The shock is one in which the brain seems to open up all its files at once looking for some precedent, something of relevance, to its experience. The files are in memory. Bergson says something curious about them. He says each is a detailed account filed under its date and time. Yet, faced with a sudden shock, a trauma or accident, we normally, that is to say habitually, draw from the world of moving images the metaphor of slowmo. It is as if time stretches. In it we can see all the details of what is going on, such that any one might recall the whole scene later to us.

In addition, the movement in the scene, including that of our own bodies, does not seem contingent on us but we on it. We are, as it were, a function of it, a part of the wave. I saw myself, we might say, as if I was in a movie. The thread holding us to the present seems to have broken, seems cut, but all of the present plays out in it, as if belonging to a single duration, in one continuous shot.

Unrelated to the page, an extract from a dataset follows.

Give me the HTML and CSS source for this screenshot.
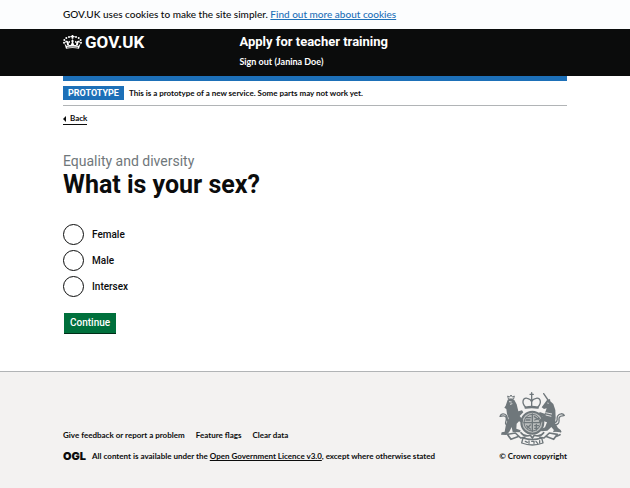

It replays the same way. Dissociation seems the best way to approximate a mechanised medium for the recording and retrieval of memory. The scenario is so recognisable because so common, which would suggest that the unpleasantness is avoidable, but this is exactly what is not the case given the determination of memory, as a zone of determination, by the sense of time we get from cinema.

This time is one of dissociation. Memory represents its threat, which is that of radical contingency. While at once pulling us back from the brink, its assurance is that of withdrawing us from the zone of indetermination, in favour, that is, of safety.

Memory throws us back from the present, that line, to the safety of the passing present as able—

  1. to pass again
  2. to replay differently

it offers then this assurance to the imagination.

  1. it tends to place us in the recognisable: but not in order that we should know how to act. It withdraws us from the necessity or responsibility of action.

How does memory assume this role? because its process is that of passing. Duration, the break or cut, the zone of indetermination, what we perceive is the immediate past.

We would sooner be in memory as it is in representation. Cinematic memory does not avoid the new, but titrates it. Against the background of the generic there should always be something to engage our interest.

This conception of memory sits us in habit and recognition, in front of a future that projects itself, on screen. From, then, the past where memory places us, the future is out of reach of any of our actions. When things get a little or a lot out of control we have the feeling we are hurtling towards this screen. It engages us, but without touch.

We may always be in motion just not in action. Our bodies are centres of reception. Yet memory remains the condition enabling it to be conceived negatively, as here, and, being that which assures space for the passing present as a determinate process, positively imagined.